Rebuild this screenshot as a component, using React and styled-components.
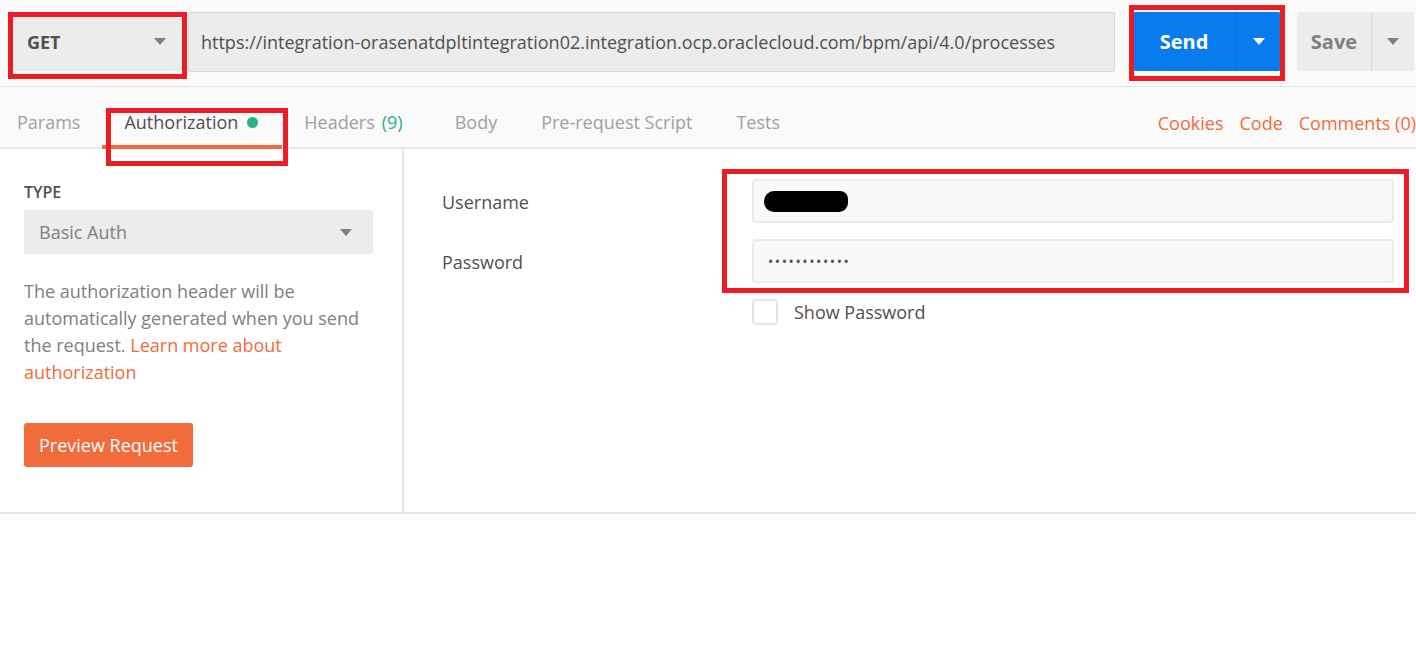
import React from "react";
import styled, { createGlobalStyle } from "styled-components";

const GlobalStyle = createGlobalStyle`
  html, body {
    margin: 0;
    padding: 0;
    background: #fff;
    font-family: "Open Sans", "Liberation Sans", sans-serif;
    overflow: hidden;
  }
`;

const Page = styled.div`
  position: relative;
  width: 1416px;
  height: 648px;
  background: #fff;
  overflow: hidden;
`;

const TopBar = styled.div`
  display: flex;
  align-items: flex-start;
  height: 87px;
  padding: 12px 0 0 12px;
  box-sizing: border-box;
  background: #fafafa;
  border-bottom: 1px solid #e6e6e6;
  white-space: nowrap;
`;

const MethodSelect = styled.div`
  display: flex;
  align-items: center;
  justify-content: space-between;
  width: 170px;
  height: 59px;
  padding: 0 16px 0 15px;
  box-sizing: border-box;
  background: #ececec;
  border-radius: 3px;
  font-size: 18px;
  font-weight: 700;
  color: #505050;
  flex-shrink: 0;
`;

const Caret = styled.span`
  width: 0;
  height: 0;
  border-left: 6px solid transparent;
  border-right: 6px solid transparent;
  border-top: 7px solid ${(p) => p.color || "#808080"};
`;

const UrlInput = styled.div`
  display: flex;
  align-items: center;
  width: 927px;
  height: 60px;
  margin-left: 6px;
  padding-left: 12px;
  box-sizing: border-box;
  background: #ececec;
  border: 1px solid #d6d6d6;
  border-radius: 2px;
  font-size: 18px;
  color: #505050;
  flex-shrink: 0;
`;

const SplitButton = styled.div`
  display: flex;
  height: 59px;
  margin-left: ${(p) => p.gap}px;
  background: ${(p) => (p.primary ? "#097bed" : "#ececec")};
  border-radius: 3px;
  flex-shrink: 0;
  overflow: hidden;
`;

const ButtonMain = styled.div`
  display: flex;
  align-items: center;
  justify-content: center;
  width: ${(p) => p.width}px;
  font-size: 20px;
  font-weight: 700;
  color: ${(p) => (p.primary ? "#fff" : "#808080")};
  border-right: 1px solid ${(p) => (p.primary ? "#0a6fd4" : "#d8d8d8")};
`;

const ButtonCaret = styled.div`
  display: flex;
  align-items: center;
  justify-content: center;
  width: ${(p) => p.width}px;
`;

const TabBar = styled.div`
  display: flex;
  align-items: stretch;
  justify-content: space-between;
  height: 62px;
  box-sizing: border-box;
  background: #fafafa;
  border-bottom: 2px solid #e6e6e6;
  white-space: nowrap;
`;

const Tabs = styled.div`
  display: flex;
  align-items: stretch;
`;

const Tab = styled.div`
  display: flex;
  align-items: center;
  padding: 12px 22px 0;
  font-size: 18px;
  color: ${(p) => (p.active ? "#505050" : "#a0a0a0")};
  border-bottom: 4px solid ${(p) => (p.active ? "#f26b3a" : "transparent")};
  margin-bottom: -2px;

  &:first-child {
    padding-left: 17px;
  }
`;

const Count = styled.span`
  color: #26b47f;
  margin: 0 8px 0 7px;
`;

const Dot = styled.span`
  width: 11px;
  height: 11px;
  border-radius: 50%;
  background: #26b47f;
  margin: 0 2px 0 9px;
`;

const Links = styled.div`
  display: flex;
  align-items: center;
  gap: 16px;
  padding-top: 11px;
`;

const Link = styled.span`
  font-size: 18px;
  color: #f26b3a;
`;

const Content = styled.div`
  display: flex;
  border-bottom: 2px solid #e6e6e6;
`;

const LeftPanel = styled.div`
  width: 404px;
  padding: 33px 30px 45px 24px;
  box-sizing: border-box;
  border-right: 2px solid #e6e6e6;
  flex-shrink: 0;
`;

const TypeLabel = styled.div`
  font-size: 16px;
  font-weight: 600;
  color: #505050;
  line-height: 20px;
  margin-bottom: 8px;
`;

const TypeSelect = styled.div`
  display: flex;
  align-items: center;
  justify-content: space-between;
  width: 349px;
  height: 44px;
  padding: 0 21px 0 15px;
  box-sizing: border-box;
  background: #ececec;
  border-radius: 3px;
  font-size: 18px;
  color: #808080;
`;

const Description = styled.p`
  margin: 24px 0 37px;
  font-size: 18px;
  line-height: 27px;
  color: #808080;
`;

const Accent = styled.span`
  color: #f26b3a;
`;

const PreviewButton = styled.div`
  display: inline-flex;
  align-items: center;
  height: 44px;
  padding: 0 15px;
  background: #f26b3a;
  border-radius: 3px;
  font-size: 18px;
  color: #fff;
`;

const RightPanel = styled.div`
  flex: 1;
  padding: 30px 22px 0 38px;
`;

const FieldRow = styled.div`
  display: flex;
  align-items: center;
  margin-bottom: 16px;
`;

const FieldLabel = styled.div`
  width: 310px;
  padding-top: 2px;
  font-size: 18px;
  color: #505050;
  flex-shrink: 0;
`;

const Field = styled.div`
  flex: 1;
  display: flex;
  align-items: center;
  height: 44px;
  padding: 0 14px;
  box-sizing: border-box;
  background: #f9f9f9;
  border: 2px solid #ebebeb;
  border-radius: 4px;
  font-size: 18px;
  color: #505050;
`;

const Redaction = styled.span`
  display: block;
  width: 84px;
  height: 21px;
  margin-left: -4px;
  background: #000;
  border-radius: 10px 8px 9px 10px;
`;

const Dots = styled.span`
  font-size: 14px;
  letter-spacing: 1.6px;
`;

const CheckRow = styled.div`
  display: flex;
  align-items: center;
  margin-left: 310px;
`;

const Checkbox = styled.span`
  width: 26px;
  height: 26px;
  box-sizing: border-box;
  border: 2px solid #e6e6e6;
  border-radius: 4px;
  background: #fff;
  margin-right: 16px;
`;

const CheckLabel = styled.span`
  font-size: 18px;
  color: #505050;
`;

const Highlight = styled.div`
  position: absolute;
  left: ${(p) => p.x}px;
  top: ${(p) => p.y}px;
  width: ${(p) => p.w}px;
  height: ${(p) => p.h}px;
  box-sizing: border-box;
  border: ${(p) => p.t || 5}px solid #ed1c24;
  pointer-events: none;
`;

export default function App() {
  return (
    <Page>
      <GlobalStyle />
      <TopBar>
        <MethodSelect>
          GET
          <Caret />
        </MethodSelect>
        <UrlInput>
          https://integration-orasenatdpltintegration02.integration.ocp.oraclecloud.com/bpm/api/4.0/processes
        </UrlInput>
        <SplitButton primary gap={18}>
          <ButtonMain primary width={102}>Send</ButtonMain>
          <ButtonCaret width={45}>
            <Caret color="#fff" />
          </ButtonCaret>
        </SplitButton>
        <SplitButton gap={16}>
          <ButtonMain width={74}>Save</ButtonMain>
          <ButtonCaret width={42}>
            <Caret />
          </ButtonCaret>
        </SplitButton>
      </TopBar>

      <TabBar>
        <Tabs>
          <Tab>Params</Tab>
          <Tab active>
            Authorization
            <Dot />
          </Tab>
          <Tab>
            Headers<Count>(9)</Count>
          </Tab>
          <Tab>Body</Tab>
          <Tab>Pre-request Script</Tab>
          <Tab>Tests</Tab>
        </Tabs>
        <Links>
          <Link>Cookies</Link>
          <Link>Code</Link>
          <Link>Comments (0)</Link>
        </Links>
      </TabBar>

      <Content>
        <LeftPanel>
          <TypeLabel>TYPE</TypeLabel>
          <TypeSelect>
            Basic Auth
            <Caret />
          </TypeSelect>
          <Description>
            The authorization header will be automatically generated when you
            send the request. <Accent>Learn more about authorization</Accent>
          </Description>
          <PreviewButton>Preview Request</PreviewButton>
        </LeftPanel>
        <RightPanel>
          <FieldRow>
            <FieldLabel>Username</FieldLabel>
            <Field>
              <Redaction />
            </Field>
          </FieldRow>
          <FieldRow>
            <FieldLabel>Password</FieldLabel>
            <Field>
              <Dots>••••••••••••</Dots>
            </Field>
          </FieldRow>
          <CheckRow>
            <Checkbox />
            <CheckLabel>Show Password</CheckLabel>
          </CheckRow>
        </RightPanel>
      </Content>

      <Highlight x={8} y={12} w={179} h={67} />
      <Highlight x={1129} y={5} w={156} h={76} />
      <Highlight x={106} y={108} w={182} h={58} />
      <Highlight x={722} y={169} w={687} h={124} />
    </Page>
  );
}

------------------------------------------------------------------------

* Description of the task: Report how many lines contain "React". Give nothing but the number.

* Problem solution: 2